As the hoard of presidential hopefuls blanket Iowa and New Hampshire in a final primary push, at least one candidate is elated that the fall semester is coming to an end: Sen. Joseph R. Biden Jr. That’s because Senator Biden is the only candidate currently in the classroom.
The Democratic senator from Delaware has been an adjunct professor at the Widener University School of Law for 16 years, and this fall he co-taught a course on “Selected Topics in Constitutional Law,” as he has dozens of past semesters. The seminar meets Saturday mornings, and about 15 students are registered for the class.

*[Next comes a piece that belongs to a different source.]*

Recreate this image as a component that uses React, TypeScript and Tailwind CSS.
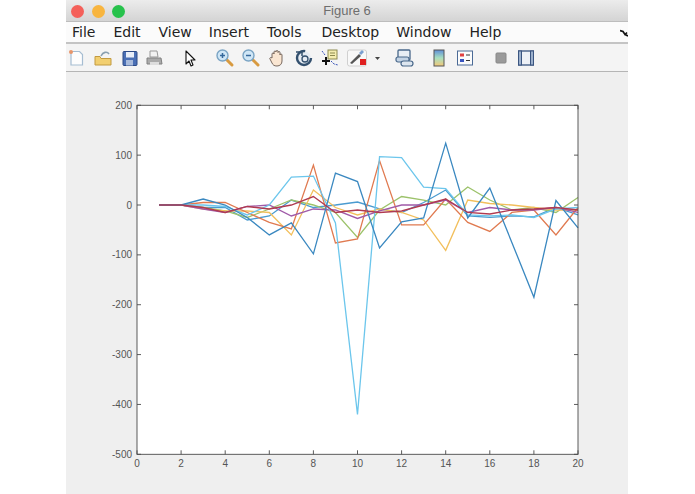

While Senator Biden is the only presidential hopeful to currently teach on a law faculty, he’s not the only Democratic contender to have done so. Sen. Barack Obama of Illinois held a similar post lecturing on constitutional law at the University of Chicago Law School from 1993 to 2004, and Sen. Hillary Clinton of New York had a brief stint teaching at the University of Arkansas School of Law. (Former senator John Edwards says he ended his affiliation with a center on poverty at the University of North Carolina at Chapel Hill in December 2006; he also guest lectured on that campus.)
Robert L. Hayman Jr., who has taught the course with Senator Biden for the last five years, recently told a local New Hampshire newspaper that the senator is “maniacal” about not missing the class because of the campaign. The profile, which ran in The Keene Sentinel, also recounted a story of the senator flying from Las Vegas after a national debate last month to Washington, D.C. for a vote and then to Wilmington, Del. for the class.
“I just assume he doesn’t sleep at all,” Mr. Hayman told the newspaper. Perhaps the winter break can afford Senator Biden a few more minutes of shuteye.